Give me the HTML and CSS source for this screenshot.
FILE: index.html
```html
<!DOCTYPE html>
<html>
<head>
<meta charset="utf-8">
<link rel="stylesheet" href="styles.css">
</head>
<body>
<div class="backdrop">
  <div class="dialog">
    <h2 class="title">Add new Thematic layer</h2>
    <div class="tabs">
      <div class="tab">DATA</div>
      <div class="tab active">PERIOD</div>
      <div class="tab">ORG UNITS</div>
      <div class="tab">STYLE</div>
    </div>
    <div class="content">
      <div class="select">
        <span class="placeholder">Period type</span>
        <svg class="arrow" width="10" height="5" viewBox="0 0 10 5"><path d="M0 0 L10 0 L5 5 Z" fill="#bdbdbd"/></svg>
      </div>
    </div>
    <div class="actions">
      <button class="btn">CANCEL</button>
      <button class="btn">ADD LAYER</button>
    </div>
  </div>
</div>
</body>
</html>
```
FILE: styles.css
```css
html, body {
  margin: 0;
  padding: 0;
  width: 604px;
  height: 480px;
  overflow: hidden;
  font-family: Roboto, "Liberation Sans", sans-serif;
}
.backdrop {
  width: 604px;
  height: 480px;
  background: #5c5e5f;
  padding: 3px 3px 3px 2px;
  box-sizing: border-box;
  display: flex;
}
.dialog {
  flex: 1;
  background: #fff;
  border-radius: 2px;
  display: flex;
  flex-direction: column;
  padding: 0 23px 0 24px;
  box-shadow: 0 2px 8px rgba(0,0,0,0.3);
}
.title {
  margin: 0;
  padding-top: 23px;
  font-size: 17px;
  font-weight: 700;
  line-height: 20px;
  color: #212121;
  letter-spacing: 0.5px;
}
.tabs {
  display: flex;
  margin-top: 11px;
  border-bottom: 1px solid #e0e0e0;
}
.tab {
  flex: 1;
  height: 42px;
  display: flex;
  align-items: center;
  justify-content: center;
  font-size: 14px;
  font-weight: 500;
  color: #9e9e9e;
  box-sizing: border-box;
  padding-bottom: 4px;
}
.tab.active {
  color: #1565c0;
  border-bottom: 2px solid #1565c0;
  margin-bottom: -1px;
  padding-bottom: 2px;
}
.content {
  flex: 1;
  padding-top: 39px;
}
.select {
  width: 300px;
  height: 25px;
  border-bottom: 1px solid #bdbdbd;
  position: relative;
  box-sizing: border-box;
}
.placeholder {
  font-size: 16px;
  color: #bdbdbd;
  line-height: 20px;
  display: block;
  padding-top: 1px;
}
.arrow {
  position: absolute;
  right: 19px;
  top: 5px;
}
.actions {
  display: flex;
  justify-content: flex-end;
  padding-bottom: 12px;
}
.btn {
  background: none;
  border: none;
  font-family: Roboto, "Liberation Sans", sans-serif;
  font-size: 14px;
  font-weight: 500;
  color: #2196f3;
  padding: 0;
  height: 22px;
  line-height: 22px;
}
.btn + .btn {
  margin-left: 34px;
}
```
☆ ☆ ☆ ☆
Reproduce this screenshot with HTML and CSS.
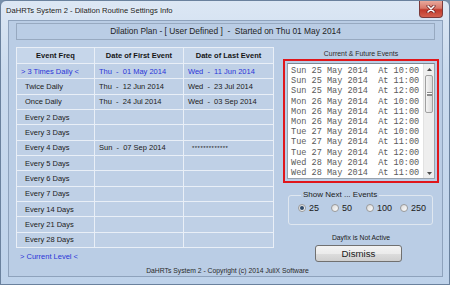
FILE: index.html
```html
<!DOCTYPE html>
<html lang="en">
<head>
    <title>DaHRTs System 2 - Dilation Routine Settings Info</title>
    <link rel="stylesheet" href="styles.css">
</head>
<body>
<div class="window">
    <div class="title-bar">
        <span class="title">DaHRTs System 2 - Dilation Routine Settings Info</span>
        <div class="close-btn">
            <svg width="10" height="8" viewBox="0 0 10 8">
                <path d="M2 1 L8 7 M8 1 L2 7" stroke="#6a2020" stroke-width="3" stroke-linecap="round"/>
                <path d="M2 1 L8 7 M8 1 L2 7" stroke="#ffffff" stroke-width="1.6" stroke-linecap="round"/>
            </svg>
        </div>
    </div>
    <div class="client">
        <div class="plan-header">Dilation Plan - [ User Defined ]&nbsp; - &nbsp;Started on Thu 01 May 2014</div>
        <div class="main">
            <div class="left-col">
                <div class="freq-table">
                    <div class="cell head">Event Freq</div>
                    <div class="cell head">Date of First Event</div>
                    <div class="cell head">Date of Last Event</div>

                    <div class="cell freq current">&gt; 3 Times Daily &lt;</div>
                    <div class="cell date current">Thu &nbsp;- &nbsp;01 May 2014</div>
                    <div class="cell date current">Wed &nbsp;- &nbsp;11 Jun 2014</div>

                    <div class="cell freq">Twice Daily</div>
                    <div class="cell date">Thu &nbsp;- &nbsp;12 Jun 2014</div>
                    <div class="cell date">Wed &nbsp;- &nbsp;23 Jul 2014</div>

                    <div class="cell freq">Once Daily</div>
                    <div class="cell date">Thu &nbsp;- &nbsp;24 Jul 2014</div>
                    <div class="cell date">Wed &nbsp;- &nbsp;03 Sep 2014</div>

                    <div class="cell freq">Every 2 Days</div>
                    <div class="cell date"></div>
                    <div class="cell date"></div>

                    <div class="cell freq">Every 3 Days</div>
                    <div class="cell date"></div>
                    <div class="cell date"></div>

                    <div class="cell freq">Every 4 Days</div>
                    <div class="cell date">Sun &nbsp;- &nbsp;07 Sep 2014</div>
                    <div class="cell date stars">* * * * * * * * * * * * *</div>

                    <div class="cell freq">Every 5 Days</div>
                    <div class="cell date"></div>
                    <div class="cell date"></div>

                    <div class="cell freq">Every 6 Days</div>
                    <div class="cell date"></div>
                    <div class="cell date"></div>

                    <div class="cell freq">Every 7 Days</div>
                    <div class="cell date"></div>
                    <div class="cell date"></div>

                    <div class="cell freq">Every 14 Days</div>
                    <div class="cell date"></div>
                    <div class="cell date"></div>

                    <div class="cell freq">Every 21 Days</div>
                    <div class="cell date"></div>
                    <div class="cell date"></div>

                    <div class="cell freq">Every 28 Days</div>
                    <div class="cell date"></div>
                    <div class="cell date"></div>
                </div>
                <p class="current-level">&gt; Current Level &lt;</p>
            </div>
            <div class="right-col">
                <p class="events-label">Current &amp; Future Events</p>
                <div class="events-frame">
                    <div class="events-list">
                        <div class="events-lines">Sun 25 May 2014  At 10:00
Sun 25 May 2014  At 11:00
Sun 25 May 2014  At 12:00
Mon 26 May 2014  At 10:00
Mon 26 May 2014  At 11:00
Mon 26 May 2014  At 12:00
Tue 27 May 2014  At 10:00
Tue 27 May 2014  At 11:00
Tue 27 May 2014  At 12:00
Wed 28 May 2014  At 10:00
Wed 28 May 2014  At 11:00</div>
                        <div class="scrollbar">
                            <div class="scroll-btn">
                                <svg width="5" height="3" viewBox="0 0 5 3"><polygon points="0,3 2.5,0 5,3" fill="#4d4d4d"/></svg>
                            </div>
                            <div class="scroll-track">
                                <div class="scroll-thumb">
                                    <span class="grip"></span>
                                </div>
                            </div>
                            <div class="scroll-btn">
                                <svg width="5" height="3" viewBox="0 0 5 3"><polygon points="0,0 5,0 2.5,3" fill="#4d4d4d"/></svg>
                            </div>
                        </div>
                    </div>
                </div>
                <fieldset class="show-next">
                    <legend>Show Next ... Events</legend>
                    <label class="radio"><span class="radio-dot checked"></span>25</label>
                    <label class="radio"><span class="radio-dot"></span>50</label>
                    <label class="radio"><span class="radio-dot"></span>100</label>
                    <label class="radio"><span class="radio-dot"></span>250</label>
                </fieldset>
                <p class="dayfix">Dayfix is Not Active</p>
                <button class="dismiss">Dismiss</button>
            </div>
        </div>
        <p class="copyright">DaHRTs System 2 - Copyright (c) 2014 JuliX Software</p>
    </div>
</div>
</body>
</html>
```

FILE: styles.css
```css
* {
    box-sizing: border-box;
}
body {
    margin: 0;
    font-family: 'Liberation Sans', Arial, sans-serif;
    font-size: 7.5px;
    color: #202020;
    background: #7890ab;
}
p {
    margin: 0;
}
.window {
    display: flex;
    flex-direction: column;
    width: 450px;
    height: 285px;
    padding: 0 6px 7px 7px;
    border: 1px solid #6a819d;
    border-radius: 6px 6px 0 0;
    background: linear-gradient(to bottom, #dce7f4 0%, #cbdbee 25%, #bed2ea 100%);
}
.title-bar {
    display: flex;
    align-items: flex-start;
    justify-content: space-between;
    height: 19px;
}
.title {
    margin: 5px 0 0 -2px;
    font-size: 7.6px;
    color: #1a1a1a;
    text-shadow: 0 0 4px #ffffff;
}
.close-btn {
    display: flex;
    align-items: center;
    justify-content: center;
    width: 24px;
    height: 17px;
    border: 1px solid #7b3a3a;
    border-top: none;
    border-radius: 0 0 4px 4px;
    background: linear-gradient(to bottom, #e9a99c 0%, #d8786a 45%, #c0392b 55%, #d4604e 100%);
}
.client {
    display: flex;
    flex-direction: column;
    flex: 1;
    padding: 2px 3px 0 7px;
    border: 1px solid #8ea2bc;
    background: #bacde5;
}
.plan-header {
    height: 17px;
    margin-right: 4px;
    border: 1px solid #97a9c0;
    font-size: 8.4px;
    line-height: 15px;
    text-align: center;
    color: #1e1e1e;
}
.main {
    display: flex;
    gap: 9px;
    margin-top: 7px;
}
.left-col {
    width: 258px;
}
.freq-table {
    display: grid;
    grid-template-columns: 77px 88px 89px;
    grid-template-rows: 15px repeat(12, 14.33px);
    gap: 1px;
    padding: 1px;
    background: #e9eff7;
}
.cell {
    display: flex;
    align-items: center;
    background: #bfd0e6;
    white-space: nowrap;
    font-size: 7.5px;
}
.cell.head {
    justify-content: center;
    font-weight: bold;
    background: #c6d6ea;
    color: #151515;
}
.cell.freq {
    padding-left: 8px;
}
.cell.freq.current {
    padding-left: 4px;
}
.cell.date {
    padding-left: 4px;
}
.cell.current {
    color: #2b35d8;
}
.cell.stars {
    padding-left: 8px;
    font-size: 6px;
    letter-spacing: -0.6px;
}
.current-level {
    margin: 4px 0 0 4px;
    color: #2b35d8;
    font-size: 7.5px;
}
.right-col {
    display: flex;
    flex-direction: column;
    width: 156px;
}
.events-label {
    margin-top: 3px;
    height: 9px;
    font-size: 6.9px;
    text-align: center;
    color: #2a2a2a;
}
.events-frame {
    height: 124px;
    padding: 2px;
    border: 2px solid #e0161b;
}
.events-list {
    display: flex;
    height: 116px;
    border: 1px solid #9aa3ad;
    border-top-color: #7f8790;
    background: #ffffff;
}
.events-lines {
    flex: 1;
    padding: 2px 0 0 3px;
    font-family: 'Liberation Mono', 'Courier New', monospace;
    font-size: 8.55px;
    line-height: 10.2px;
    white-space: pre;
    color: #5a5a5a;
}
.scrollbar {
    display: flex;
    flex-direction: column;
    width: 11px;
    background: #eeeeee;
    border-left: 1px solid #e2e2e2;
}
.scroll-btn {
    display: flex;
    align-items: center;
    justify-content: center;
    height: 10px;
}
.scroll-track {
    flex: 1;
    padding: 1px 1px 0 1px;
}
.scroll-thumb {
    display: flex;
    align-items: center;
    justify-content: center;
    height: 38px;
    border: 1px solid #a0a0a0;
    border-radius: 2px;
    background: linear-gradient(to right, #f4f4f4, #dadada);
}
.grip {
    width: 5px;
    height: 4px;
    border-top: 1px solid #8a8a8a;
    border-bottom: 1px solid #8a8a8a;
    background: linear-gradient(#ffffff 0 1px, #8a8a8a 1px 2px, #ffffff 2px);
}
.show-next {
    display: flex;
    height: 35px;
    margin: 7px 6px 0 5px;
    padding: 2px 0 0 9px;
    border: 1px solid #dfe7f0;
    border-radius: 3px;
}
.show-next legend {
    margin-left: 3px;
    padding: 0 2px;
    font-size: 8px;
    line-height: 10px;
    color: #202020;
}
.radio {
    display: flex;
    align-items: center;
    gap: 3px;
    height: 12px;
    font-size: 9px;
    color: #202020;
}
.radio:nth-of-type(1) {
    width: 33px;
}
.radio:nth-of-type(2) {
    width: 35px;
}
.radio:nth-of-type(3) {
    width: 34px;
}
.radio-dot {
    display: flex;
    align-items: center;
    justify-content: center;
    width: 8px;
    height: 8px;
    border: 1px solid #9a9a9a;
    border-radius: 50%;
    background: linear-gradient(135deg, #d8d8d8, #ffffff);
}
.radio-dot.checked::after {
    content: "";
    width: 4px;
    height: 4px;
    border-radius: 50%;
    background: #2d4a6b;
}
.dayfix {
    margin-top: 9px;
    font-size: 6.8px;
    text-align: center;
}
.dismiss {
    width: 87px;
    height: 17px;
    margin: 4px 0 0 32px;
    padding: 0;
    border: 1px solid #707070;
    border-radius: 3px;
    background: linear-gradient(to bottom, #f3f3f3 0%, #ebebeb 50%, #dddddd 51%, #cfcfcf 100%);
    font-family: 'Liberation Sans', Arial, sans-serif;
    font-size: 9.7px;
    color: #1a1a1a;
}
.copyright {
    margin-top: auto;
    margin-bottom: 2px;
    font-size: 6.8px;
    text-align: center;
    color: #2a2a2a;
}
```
☆ ☆ ☆ ☆
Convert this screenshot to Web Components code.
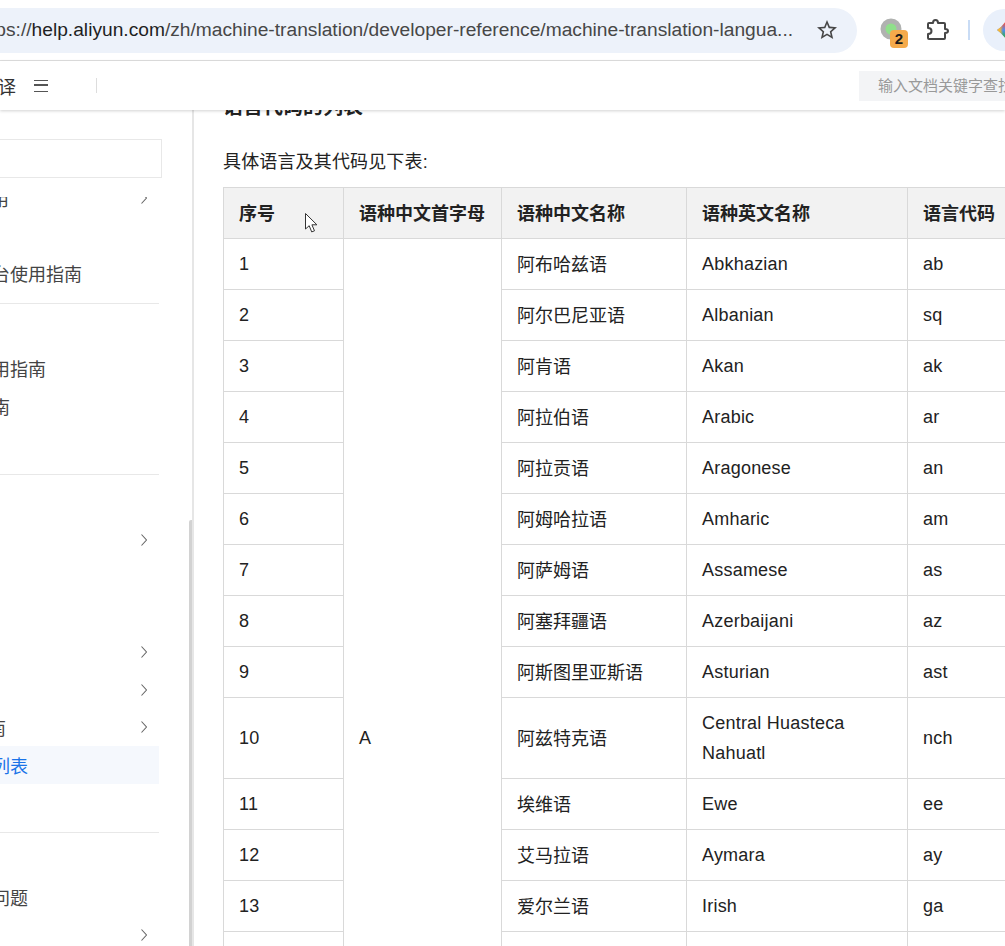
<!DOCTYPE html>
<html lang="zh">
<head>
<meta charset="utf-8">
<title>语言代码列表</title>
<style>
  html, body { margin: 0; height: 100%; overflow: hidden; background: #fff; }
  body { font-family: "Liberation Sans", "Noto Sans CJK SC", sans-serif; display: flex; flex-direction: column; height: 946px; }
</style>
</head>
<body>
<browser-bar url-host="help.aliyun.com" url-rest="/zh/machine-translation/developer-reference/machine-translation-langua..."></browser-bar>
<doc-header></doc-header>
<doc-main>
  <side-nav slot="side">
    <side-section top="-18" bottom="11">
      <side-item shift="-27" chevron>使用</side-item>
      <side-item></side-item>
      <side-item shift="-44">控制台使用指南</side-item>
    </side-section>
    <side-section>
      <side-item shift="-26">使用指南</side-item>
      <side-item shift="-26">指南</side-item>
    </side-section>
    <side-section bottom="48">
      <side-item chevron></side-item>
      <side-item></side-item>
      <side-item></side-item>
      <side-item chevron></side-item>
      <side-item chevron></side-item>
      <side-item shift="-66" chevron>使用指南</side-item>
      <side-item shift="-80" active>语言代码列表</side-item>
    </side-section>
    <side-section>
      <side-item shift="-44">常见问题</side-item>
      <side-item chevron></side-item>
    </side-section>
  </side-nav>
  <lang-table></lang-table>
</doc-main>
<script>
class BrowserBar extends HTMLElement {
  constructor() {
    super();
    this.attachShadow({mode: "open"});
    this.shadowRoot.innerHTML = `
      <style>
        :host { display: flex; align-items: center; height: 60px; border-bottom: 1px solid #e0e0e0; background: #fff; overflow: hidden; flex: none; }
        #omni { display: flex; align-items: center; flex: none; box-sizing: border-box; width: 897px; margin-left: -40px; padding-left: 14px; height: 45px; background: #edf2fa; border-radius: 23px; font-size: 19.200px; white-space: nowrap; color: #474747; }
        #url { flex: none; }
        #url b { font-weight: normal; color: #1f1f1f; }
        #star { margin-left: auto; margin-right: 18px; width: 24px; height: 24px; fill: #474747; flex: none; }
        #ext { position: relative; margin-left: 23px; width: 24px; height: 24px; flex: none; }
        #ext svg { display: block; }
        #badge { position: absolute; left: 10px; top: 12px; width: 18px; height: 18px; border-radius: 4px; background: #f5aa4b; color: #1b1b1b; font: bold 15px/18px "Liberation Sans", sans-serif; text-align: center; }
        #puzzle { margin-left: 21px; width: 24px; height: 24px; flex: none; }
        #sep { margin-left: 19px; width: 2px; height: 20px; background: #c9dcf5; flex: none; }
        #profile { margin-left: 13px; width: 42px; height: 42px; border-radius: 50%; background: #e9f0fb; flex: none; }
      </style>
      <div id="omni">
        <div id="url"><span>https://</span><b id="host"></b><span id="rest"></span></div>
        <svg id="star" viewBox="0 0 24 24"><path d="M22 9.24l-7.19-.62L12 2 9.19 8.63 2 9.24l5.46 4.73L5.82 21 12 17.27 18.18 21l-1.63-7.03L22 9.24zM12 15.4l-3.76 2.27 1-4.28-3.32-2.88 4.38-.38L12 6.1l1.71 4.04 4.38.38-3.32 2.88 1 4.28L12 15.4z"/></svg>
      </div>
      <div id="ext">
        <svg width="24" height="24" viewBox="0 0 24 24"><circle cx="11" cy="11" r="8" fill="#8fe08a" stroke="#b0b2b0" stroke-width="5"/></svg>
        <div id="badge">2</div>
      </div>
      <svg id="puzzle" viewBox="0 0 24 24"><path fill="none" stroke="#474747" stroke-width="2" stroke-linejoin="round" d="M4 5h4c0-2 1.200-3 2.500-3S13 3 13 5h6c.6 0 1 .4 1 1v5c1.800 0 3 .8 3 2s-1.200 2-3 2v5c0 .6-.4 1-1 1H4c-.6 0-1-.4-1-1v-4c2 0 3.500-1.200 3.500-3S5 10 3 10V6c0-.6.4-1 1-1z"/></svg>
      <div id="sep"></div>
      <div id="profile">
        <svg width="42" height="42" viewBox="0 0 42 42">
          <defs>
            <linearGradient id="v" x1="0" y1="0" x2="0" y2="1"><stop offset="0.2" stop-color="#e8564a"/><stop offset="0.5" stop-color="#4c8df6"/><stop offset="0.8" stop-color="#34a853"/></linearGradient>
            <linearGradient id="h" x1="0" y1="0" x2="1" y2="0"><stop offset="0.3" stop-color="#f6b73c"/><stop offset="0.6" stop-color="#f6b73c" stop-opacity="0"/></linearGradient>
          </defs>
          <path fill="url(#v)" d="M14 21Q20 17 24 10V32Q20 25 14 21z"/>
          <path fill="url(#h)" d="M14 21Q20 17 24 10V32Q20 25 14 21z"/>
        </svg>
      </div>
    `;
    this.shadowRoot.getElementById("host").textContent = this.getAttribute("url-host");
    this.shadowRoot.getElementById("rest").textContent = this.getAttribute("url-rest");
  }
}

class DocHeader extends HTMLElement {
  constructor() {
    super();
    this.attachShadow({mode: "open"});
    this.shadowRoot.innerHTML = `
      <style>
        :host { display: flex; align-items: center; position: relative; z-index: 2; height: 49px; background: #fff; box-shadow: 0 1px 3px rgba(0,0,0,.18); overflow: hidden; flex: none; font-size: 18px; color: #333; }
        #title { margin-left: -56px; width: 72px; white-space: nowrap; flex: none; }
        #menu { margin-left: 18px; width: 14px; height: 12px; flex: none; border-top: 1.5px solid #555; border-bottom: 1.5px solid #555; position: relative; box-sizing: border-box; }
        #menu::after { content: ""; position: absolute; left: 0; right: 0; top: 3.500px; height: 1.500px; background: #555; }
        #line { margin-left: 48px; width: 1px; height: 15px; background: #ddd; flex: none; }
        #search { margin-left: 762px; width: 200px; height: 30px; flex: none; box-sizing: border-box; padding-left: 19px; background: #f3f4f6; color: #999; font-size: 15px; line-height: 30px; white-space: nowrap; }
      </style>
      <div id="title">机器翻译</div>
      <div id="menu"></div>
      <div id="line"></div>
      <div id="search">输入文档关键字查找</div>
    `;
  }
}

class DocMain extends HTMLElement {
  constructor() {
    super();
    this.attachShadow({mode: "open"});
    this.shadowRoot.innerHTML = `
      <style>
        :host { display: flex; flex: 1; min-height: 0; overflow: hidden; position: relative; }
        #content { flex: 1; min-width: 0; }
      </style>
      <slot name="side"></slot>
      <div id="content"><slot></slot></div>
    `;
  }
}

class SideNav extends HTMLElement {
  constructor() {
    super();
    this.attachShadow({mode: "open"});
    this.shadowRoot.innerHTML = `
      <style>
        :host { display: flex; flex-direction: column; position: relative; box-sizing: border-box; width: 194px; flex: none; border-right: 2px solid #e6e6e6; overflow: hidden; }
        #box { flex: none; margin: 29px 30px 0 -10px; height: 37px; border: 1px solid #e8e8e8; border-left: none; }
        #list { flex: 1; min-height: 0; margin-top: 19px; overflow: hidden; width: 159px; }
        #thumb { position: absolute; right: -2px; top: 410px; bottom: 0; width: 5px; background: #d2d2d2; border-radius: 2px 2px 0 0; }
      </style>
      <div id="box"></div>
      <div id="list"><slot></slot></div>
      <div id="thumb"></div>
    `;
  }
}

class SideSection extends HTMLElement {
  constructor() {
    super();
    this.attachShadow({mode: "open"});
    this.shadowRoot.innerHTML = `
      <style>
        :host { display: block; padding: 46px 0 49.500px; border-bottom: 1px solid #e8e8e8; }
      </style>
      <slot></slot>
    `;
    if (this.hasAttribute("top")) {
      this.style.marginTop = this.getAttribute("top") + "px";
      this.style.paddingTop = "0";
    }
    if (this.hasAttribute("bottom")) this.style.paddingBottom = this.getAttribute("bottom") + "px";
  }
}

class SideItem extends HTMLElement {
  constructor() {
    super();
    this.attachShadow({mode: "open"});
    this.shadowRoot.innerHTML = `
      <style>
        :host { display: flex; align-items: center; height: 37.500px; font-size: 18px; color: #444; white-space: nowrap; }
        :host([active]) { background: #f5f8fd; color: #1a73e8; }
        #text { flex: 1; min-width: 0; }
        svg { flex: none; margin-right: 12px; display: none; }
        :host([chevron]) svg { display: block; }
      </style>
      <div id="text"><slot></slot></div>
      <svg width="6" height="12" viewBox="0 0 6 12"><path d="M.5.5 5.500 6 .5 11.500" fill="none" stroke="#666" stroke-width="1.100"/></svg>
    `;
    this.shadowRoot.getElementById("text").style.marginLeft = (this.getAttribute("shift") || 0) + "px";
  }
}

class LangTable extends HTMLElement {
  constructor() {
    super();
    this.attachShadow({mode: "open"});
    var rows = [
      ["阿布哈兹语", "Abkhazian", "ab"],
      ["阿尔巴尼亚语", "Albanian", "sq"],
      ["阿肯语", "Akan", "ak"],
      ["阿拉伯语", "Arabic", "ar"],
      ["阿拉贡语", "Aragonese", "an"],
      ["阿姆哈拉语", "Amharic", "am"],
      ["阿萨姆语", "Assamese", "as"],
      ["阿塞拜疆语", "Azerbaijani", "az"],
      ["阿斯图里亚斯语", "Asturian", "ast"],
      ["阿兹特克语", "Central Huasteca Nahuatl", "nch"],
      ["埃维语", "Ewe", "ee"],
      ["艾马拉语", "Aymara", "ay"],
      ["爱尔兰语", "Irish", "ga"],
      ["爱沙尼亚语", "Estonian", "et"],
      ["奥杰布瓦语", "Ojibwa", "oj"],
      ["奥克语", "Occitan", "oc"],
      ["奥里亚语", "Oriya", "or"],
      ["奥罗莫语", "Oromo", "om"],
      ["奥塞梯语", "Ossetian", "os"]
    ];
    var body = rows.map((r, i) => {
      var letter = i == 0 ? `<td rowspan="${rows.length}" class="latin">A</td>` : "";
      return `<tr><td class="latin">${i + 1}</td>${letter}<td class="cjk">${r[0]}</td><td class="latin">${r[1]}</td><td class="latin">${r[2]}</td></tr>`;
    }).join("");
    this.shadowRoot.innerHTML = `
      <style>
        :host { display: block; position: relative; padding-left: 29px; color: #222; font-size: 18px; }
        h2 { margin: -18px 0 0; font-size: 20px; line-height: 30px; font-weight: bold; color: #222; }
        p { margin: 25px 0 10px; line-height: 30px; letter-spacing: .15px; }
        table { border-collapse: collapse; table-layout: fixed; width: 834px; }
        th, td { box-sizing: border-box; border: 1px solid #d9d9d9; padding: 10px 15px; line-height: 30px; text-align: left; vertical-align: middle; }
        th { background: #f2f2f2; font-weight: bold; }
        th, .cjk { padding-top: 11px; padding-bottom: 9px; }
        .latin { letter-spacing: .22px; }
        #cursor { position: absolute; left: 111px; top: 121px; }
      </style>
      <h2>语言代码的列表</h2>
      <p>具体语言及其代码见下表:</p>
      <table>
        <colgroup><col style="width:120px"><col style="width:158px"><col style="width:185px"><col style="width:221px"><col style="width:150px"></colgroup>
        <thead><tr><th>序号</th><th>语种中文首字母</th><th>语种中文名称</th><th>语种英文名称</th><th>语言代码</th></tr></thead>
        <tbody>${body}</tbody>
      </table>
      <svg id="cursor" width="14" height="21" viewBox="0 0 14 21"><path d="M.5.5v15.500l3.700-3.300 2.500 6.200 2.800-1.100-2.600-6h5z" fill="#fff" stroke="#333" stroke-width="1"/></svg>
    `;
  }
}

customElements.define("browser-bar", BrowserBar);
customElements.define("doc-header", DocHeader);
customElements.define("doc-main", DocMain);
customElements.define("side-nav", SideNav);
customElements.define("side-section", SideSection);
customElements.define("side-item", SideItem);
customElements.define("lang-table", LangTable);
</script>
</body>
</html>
☆ ☆ ☆ ☆
- _Directions for this task_:
Copy, from the material, each line that holds the string "screenshot".

- _In response_:
Give me the HTML and CSS source for this screenshot.
Reproduce this screenshot with HTML and CSS.
Convert this screenshot to Web Components code.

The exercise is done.